Si Erika tenía alguna duda, no pensaba decírselo a nadie.
—Yo siempre resuelvo mis casos.
—Pues buena suerte… Pero vaya con cuidado. La otra agente se volvió loca. La que llevó el caso al principio: Amanda Baker.
—¿En qué sentido se volvió loca?
—Estuvo muchos años en el departamento de investigación que se ocupaba de las víctimas de violación. Eso la afectó. Y luego se produjo el caso Jessica. No había ningún testigo. La niña salió de casa aquella tarde para asistir a la fiesta de cumpleaños de su amiga, que vivía al final de la calle, y fue como si se hubiera desvanecido de la faz de la Tierra. No llegó a la fiesta; nadie vio nada. El único sospechoso era Trevor Marksman, un delincuente sexual de la zona. Encontraron fotos y un vídeo que le había hecho a Jessica unas semanas antes, cuando la niña estaba en el parque con Marianne y Laura.
—¿Lo detuvieron?
—Sí, pero tenía una coartada muy sólida. Acababan de soltarlo de la cárcel, y estaba viviendo en un centro de reinserción. Y aquel siete de agosto, estuvo allí todo el día. Muchos testigos, incluidos dos supervisores de la condicional, podían garantizar que no había salido. Pero él era el individuo con un motivo claro para secuestrarla, pues había tenido una condena anterior por raptar a una niña en un parque; también era rubia, y se parecía a Jessica. Al final, Amanda no tuvo más remedio que soltarlo. Lo sometieron a vigilancia y, a medida que pasaba el tiempo, ella se fue exasperando y lo acosó. Él, por su parte, disfrutaba sacándola de quicio, mofándose de su incapacidad para resolver el caso. Finalmente, la inspectora jefe Baker fue demasiado lejos y le dio el chivatazo a un grupo de autodefensa femenina. En plena noche, introdujeron por el buzón de ese individuo una botella llena de gasolina. Él sobrevivió pero sufrió espantosas quemaduras.

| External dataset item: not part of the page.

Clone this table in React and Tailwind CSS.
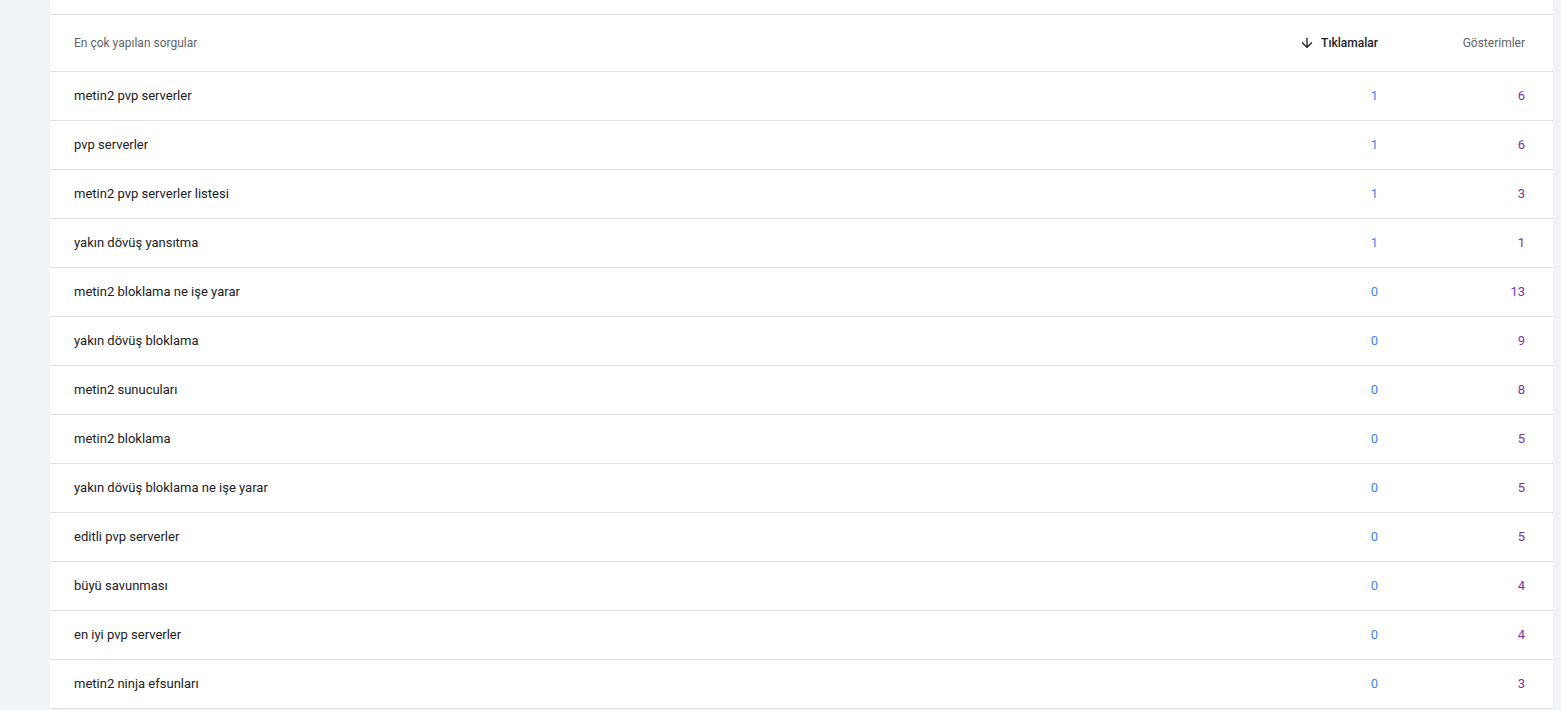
import React from "react";

const rows = [
  { query: "metin2 pvp serverler", clicks: 1, impressions: 6 },
  { query: "pvp serverler", clicks: 1, impressions: 6 },
  { query: "metin2 pvp serverler listesi", clicks: 1, impressions: 3 },
  { query: "yakın dövüş yansıtma", clicks: 1, impressions: 1 },
  { query: "metin2 bloklama ne işe yarar", clicks: 0, impressions: 13 },
  { query: "yakın dövüş bloklama", clicks: 0, impressions: 9 },
  { query: "metin2 sunucuları", clicks: 0, impressions: 8 },
  { query: "metin2 bloklama", clicks: 0, impressions: 5 },
  { query: "yakın dövüş bloklama ne işe yarar", clicks: 0, impressions: 5 },
  { query: "editli pvp serverler", clicks: 0, impressions: 5 },
  { query: "büyü savunması", clicks: 0, impressions: 4 },
  { query: "en iyi pvp serverler", clicks: 0, impressions: 4 },
  { query: "metin2 ninja efsunları", clicks: 0, impressions: 3 },
];

const App = () => {
  return (
    <div
      className="min-h-[710px] bg-[#f0f4f9] pl-[50px] pr-[8px]"
      style={{ fontFamily: "Roboto, 'Liberation Sans', sans-serif" }}
    >
      <div className="bg-white pt-[14px]">
        <table className="w-full border-collapse">
          <thead>
            <tr className="h-[57px] border-y border-[#e0e0e0]">
              <th className="pl-[24px] text-left text-[12px] font-normal text-[#5f6368]">
                En çok yapılan sorgular
              </th>
              <th className="w-[147px] text-[12px] font-medium text-[#202124]">
                <div className="flex items-center justify-end gap-[6px]">
                  <svg width="16" height="16" viewBox="0 0 24 24" fill="#202124">
                    <path d="M20 12l-1.41-1.41L13 16.17V4h-2v12.17l-5.58-5.59L4 12l8 8 8-8z" />
                  </svg>
                  <span>Tıklamalar</span>
                </div>
              </th>
              <th className="w-[175px] pr-[28px] text-right text-[12px] font-normal text-[#5f6368]">
                Gösterimler
              </th>
            </tr>
          </thead>
          <tbody>
            {rows.map((row) => (
              <tr key={row.query} className="h-[49px] border-b border-[#e0e0e0]">
                <td className="pl-[24px] text-[13px] text-[#202124]">{row.query}</td>
                <td className="text-right text-[13px] text-[#4285f4]">{row.clicks}</td>
                <td className="pr-[28px] text-right text-[13px] text-[#7b33ad]">
                  {row.impressions}
                </td>
              </tr>
            ))}
          </tbody>
        </table>
      </div>
    </div>
  );
};

export default App;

—¿Y la cosa se volvió contra ella?
—Sí. Trevor Marksman encontró a un abogado de altos vuelos y demandó a la policía metropolitana. Sacó una indemnización de trescientas mil libras. Se fue a vivir a Vietnam, el muy asqueroso. Amanda se acogió a la jubilación anticipada, una jubilación más que merecida, pero ha quedado como una policía corrupta. Lo último que oí es que está a punto de morir por una cirrosis… Ahora tome la siguiente a la izquierda.
Erika comprobó decepcionada que se terminaba el trayecto. Dejaron la calle principal, donde la circulación ya volvía a ser normal; pasaron por delante de un gran pub y de varios garitos de kebab. A partir de allí, la calle adquirió un aspecto más residencial.
—Es ahí, en esos pisos —dijo la agente.
En la hilera de casas adosadas, había un hueco ocupado por un anodino edificio cuadrado de hormigón. Erika paró el coche junto al bordillo.
—Gracias por traerme. Voy a tomarme otra de estas pastillas tan fuertes con un traguito de algo —dijo, y se desabrochó el cinturón. Aún seguía lloviendo con intensidad. Hizo una mueca al subirse la capucha, porque se le enganchó con el vendaje.
—¿Usted quién cree que fue? ¿Quién cree que mató a Jessica? —preguntó Erika— inclinándose para asomarse por la puerta abierta del copiloto.
—Quién sabe… tal vez lo que pasó es que alguien la secuestró al azar y se largó —replicó Nancy agachándose a su vez para verla—. Ahora que usted ha encontrado el cuerpo de la pequeña, quizá ya solo quede una persona realmente desaparecida de la faz de la Tierra: la persona que se la llevó.